§ Listed records

***

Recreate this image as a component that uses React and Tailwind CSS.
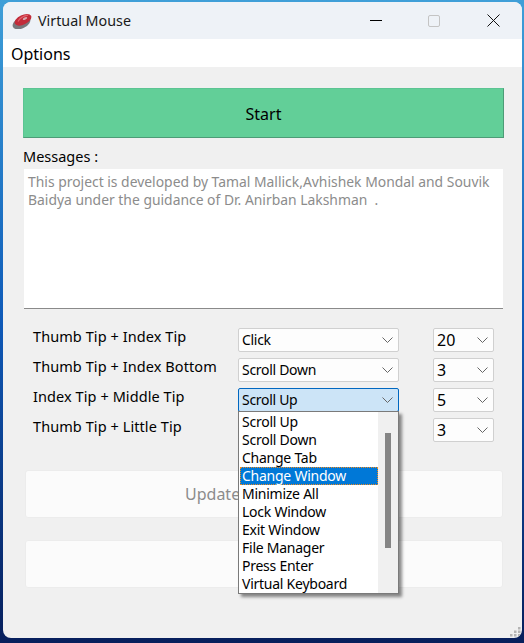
const combos = [
  { label: 'Thumb Tip + Index Tip', action: 'Click', count: '20' },
  { label: 'Thumb Tip + Index Bottom', action: 'Scroll Down', count: '3' },
  { label: 'Index Tip + Middle Tip', action: 'Scroll Up', count: '5', open: true },
  { label: 'Thumb Tip + Little Tip', count: '3', hidden: true },
];

const options = [
  'Scroll Up',
  'Scroll Down',
  'Change Tab',
  'Change Window',
  'Minimize All',
  'Lock Window',
  'Exit Window',
  'File Manager',
  'Press Enter',
  'Virtual Keyboard',
];

function Chevron() {
  return (
    <svg width="11" height="6" viewBox="0 0 11 6" fill="none" stroke="#666" strokeWidth="1">
      <path d="M0.5 0.5L5.5 5.5L10.5 0.5" />
    </svg>
  );
}

function MouseIcon() {
  return (
    <svg width="21" height="16" viewBox="0 0 21 16">
      <ellipse cx="9.5" cy="9.8" rx="9.5" ry="5.6" fill="#77787c" transform="rotate(-26 9.5 9.8)" />
      <ellipse cx="11" cy="6.8" rx="9" ry="4.8" fill="#c22c3a" transform="rotate(-26 11 6.8)" />
      <path d="M6 8.5C8 5 12 2.8 16 2.2" stroke="#e2616c" strokeWidth="1.2" fill="none" />
      <ellipse cx="13" cy="5.5" rx="2.4" ry="1.2" fill="#d9a7ad" transform="rotate(-26 13 5.5)" />
    </svg>
  );
}

function Combo({ value, open, large, className }) {
  return (
    <div
      className={`flex h-6 items-center justify-between rounded-[2px] border pl-[3px] pr-[5px] ${
        open ? 'border-[#0067c0] bg-[#cce4f7]' : 'border-[#d0d0d0] bg-[#fdfdfd]'
      } ${className}`}
    >
      <span className={`pb-px leading-none text-black ${large ? 'text-[16px]' : 'text-[14px] tracking-[-0.3px]'}`}>{value}</span>
      <Chevron />
    </div>
  );
}

function SizeGrip() {
  return (
    <svg className="absolute bottom-[1px] right-[1px]" width="11" height="10" viewBox="0 0 11 10" fill="#b4b4b4">
      <rect x="8" y="0" width="2.5" height="2.5" />
      <rect x="4" y="3.5" width="2.5" height="2.5" />
      <rect x="8" y="3.5" width="2.5" height="2.5" />
      <rect x="0" y="7" width="2.5" height="2.5" />
      <rect x="4" y="7" width="2.5" height="2.5" />
      <rect x="8" y="7" width="2.5" height="2.5" />
    </svg>
  );
}

export default function App() {
  return (
    <div className="h-[643px] w-[524px] overflow-hidden bg-gradient-to-b from-[#3f9fd8] via-[#0f5ab8] to-[#071f5c] pl-[3px] pr-[2px] pt-[2px] font-['Noto_Sans',sans-serif]">
      <div className="relative flex h-[636px] flex-col overflow-hidden rounded-lg bg-[#f0f0f0]">
        {/* Title bar */}
        <div className="flex h-[37px] items-center bg-[#eef2f7] pl-[9px]">
          <MouseIcon />
          <span className="ml-[5px] text-[14.3px] text-[#1a1a1a]">Virtual Mouse</span>
          <div className="ml-auto flex items-center">
            <div className="h-px w-3 bg-black" />
            <div className="ml-[46px] h-3 w-3 rounded-[2px] border border-[#c4c4c4]" />
            <svg className="ml-[47px] mr-[22px]" width="13" height="13" viewBox="0 0 13 13" stroke="#111" strokeWidth="1" fill="none">
              <path d="M0.5 0.5L12.5 12.5M12.5 0.5L0.5 12.5" />
            </svg>
          </div>
        </div>

        {/* Menu */}
        <div className="flex h-7 items-center bg-white pl-2 pt-px text-[16px] text-black">Options</div>

        {/* Content */}
        <div className="flex flex-1 flex-col pl-5 pr-[18px] pt-[21px]">
          <button className="flex h-[50px] w-[481px] items-center justify-center border border-[#5cc493] border-b-[#4d9c77] border-r-[#4d9c77] bg-[#62cf98] pt-[2px] text-[16px] text-black">
            Start
          </button>
          <div className="mt-[9px] h-[22px] text-[14.5px] leading-[18px] text-black">Messages :</div>
          <div className="ml-px h-[140px] w-[479px] border-b border-[#8a8a8a] bg-white px-[4px] pt-1 text-[13.9px] leading-[18px] text-[#8c8c8c]">
            This project is developed by Tamal Mallick,Avhishek Mondal and Souvik Baidya under the guidance of Dr. Anirban Lakshman&nbsp;&nbsp;.
          </div>

          <div className="mt-[19px] flex flex-col gap-[6px]">
            {combos.map((c) => (
              <div key={c.label} className="flex h-6 items-start">
                <div className="ml-[10px] w-[205px] pt-px text-[14.5px] leading-[14px] tracking-[0.08px] text-black">{c.label}</div>
                {c.hidden ? <div className="w-[161px]" /> : <Combo value={c.action} open={c.open} className="w-[161px]" />}
                <Combo value={c.count} large className="ml-[34px] w-[61px]" />
              </div>
            ))}
          </div>

          <div className="ml-[2px] mt-7 flex h-12 w-[478px] items-center rounded-[3px] border border-[#ececec] bg-[#fbfbfb] pl-[159px] text-[16px] text-[#8c8c8c]">
            Update
          </div>
          <div className="ml-[2px] mt-[22px] h-12 w-[478px] rounded-[3px] border border-[#ececec] bg-[#fbfbfb]" />
        </div>

        {/* Open dropdown list */}
        <div className="absolute left-[235px] top-[409px] flex h-[183px] w-[161px] border border-[#7a7a7a] bg-white shadow-[3px_3px_3px_rgba(0,0,0,0.45)]">
          <div className="flex w-[139px] flex-col pl-px pt-px">
            {options.map((o) => (
              <div
                key={o}
                className={`h-[18px] pl-[2px] text-[14px] tracking-[-0.25px] ${
                  o === 'Change Window'
                    ? 'border border-dotted border-[#f08a1d] bg-[#0078d7] pl-px leading-[16px] text-white'
                    : 'leading-[18px] text-black'
                }`}
              >
                {o}
              </div>
            ))}
          </div>
          <div className="flex flex-1 justify-center bg-[#f0f0f0] pt-[21px]">
            <div className="h-[115px] w-[6px] bg-[#858585]" />
          </div>
        </div>

        <SizeGrip />
      </div>
    </div>
  );
}
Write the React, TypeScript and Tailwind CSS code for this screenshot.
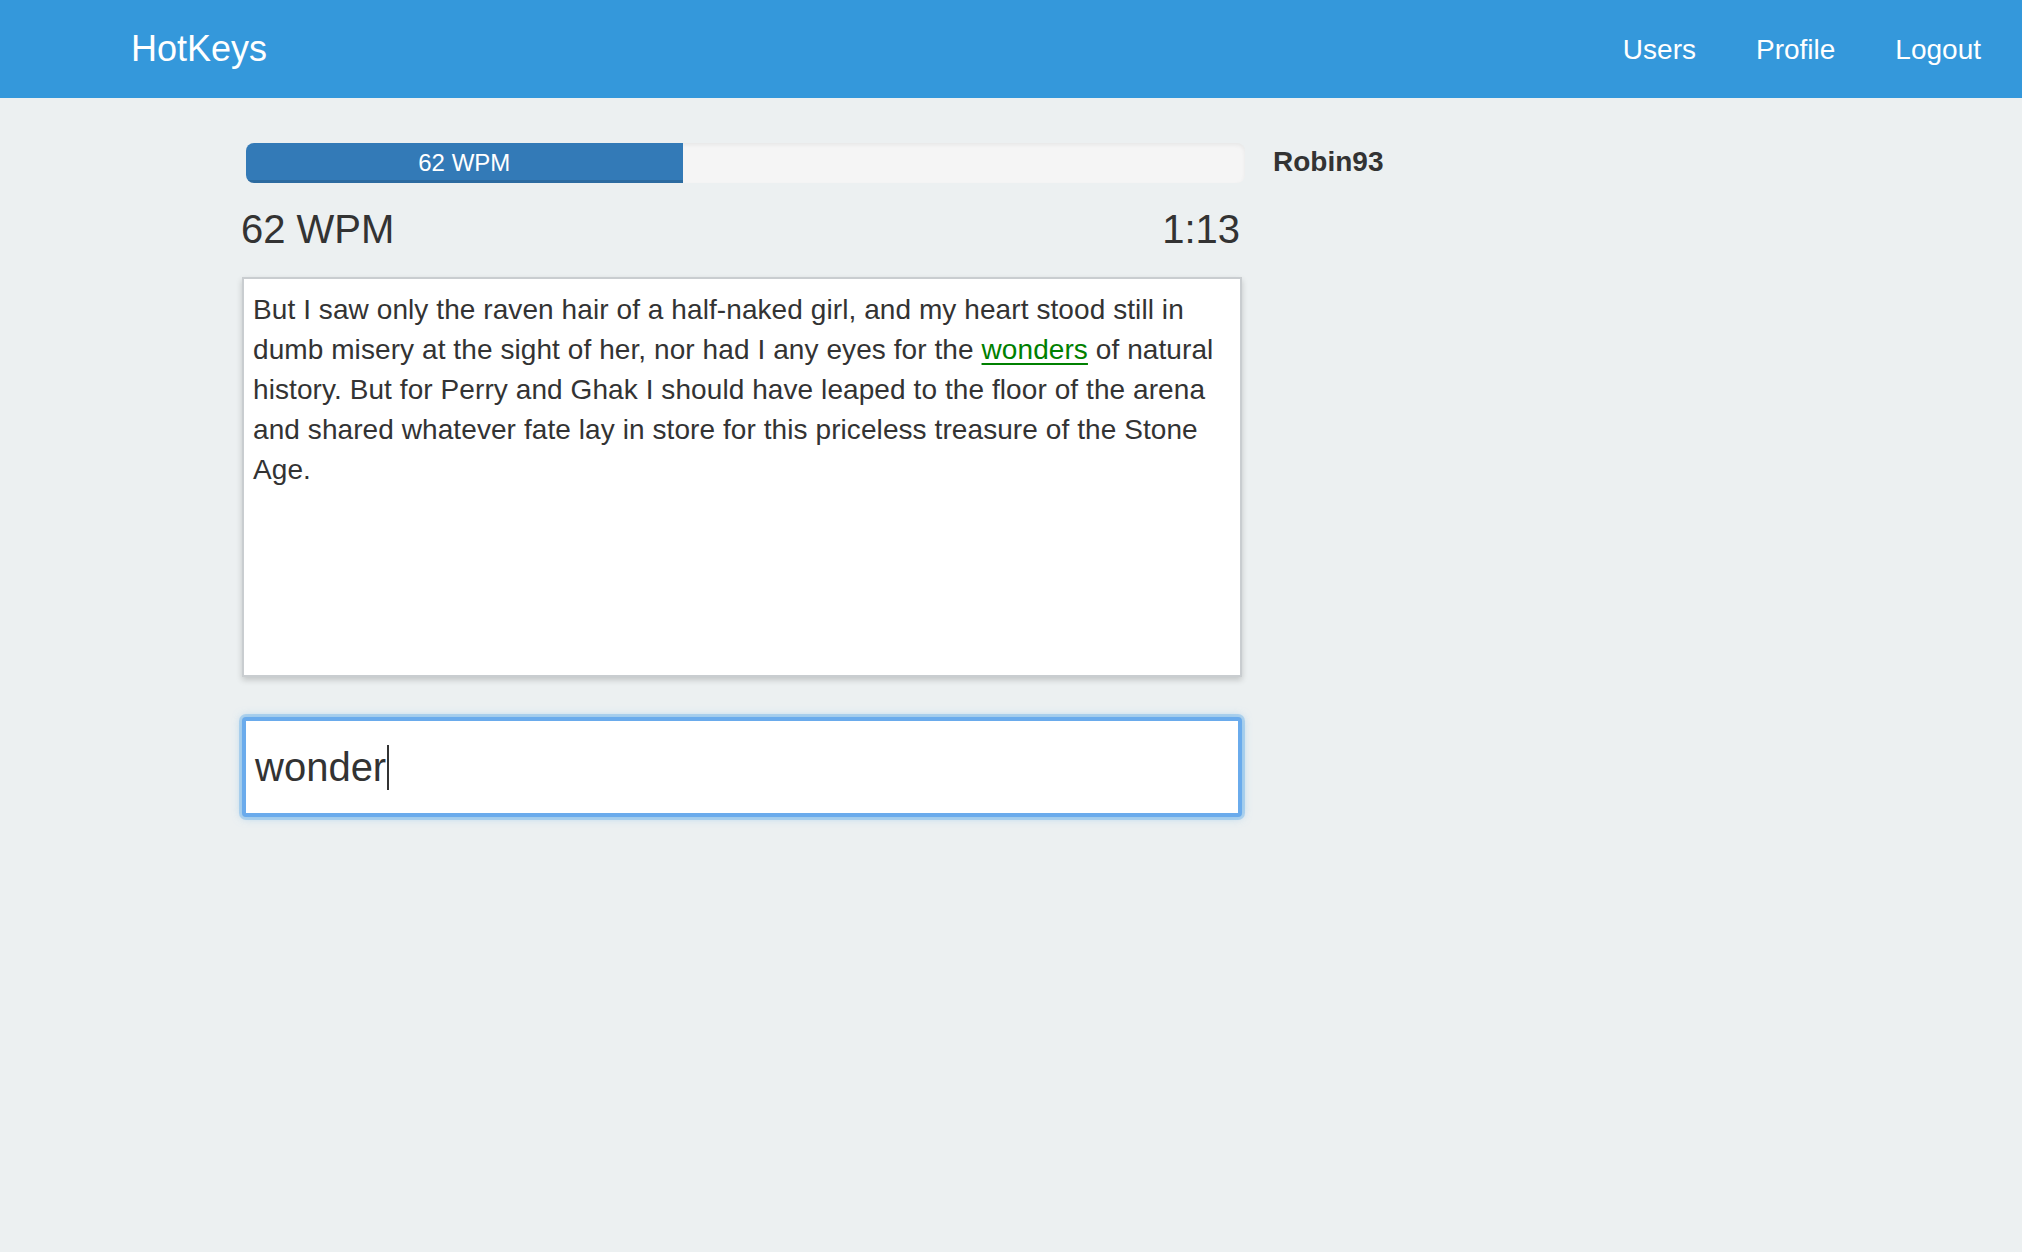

***

§ What the task asks
Quote the entries above word for word. Leave the images out.

§ Exercise response
Recreate this image as a component that uses React and Tailwind CSS.
const combos = [
  { label: 'Thumb Tip + Index Tip', action: 'Click', count: '20' },
  { label: 'Thumb Tip + Index Bottom', action: 'Scroll Down', count: '3' },
  { label: 'Index Tip + Middle Tip', action: 'Scroll Up', count: '5', open: true },
  { label: 'Thumb Tip + Little Tip', count: '3', hidden: true },
];

const options = [
  'Scroll Up',
  'Scroll Down',
  'Change Tab',
  'Change Window',
  'Minimize All',
  'Lock Window',
  'Exit Window',
  'File Manager',
  'Press Enter',
  'Virtual Keyboard',
];

function Chevron() {
  return (
    <svg width="11" height="6" viewBox="0 0 11 6" fill="none" stroke="#666" strokeWidth="1">
      <path d="M0.5 0.5L5.5 5.5L10.5 0.5" />
    </svg>
  );
}

function MouseIcon() {
  return (
    <svg width="21" height="16" viewBox="0 0 21 16">
      <ellipse cx="9.5" cy="9.8" rx="9.5" ry="5.6" fill="#77787c" transform="rotate(-26 9.5 9.8)" />
      <ellipse cx="11" cy="6.8" rx="9" ry="4.8" fill="#c22c3a" transform="rotate(-26 11 6.8)" />
      <path d="M6 8.5C8 5 12 2.8 16 2.2" stroke="#e2616c" strokeWidth="1.2" fill="none" />
      <ellipse cx="13" cy="5.5" rx="2.4" ry="1.2" fill="#d9a7ad" transform="rotate(-26 13 5.5)" />
    </svg>
  );
}

function Combo({ value, open, large, className }) {
  return (
    <div
      className={`flex h-6 items-center justify-between rounded-[2px] border pl-[3px] pr-[5px] ${
        open ? 'border-[#0067c0] bg-[#cce4f7]' : 'border-[#d0d0d0] bg-[#fdfdfd]'
      } ${className}`}
    >
      <span className={`pb-px leading-none text-black ${large ? 'text-[16px]' : 'text-[14px] tracking-[-0.3px]'}`}>{value}</span>
      <Chevron />
    </div>
  );
}

function SizeGrip() {
  return (
    <svg className="absolute bottom-[1px] right-[1px]" width="11" height="10" viewBox="0 0 11 10" fill="#b4b4b4">
      <rect x="8" y="0" width="2.5" height="2.5" />
      <rect x="4" y="3.5" width="2.5" height="2.5" />
      <rect x="8" y="3.5" width="2.5" height="2.5" />
      <rect x="0" y="7" width="2.5" height="2.5" />
      <rect x="4" y="7" width="2.5" height="2.5" />
      <rect x="8" y="7" width="2.5" height="2.5" />
    </svg>
  );
}

export default function App() {
  return (
    <div className="h-[643px] w-[524px] overflow-hidden bg-gradient-to-b from-[#3f9fd8] via-[#0f5ab8] to-[#071f5c] pl-[3px] pr-[2px] pt-[2px] font-['Noto_Sans',sans-serif]">
      <div className="relative flex h-[636px] flex-col overflow-hidden rounded-lg bg-[#f0f0f0]">
        {/* Title bar */}
        <div className="flex h-[37px] items-center bg-[#eef2f7] pl-[9px]">
          <MouseIcon />
          <span className="ml-[5px] text-[14.3px] text-[#1a1a1a]">Virtual Mouse</span>
          <div className="ml-auto flex items-center">
            <div className="h-px w-3 bg-black" />
            <div className="ml-[46px] h-3 w-3 rounded-[2px] border border-[#c4c4c4]" />
            <svg className="ml-[47px] mr-[22px]" width="13" height="13" viewBox="0 0 13 13" stroke="#111" strokeWidth="1" fill="none">
              <path d="M0.5 0.5L12.5 12.5M12.5 0.5L0.5 12.5" />
            </svg>
          </div>
        </div>

        {/* Menu */}
        <div className="flex h-7 items-center bg-white pl-2 pt-px text-[16px] text-black">Options</div>

        {/* Content */}
        <div className="flex flex-1 flex-col pl-5 pr-[18px] pt-[21px]">
          <button className="flex h-[50px] w-[481px] items-center justify-center border border-[#5cc493] border-b-[#4d9c77] border-r-[#4d9c77] bg-[#62cf98] pt-[2px] text-[16px] text-black">
            Start
          </button>
          <div className="mt-[9px] h-[22px] text-[14.5px] leading-[18px] text-black">Messages :</div>
          <div className="ml-px h-[140px] w-[479px] border-b border-[#8a8a8a] bg-white px-[4px] pt-1 text-[13.9px] leading-[18px] text-[#8c8c8c]">
            This project is developed by Tamal Mallick,Avhishek Mondal and Souvik Baidya under the guidance of Dr. Anirban Lakshman&nbsp;&nbsp;.
          </div>

          <div className="mt-[19px] flex flex-col gap-[6px]">
            {combos.map((c) => (
              <div key={c.label} className="flex h-6 items-start">
                <div className="ml-[10px] w-[205px] pt-px text-[14.5px] leading-[14px] tracking-[0.08px] text-black">{c.label}</div>
                {c.hidden ? <div className="w-[161px]" /> : <Combo value={c.action} open={c.open} className="w-[161px]" />}
                <Combo value={c.count} large className="ml-[34px] w-[61px]" />
              </div>
            ))}
          </div>

          <div className="ml-[2px] mt-7 flex h-12 w-[478px] items-center rounded-[3px] border border-[#ececec] bg-[#fbfbfb] pl-[159px] text-[16px] text-[#8c8c8c]">
            Update
          </div>
          <div className="ml-[2px] mt-[22px] h-12 w-[478px] rounded-[3px] border border-[#ececec] bg-[#fbfbfb]" />
        </div>

        {/* Open dropdown list */}
        <div className="absolute left-[235px] top-[409px] flex h-[183px] w-[161px] border border-[#7a7a7a] bg-white shadow-[3px_3px_3px_rgba(0,0,0,0.45)]">
          <div className="flex w-[139px] flex-col pl-px pt-px">
            {options.map((o) => (
              <div
                key={o}
                className={`h-[18px] pl-[2px] text-[14px] tracking-[-0.25px] ${
                  o === 'Change Window'
                    ? 'border border-dotted border-[#f08a1d] bg-[#0078d7] pl-px leading-[16px] text-white'
                    : 'leading-[18px] text-black'
                }`}
              >
                {o}
              </div>
            ))}
          </div>
          <div className="flex flex-1 justify-center bg-[#f0f0f0] pt-[21px]">
            <div className="h-[115px] w-[6px] bg-[#858585]" />
          </div>
        </div>

        <SizeGrip />
      </div>
    </div>
  );
}
Write the React, TypeScript and Tailwind CSS code for this screenshot.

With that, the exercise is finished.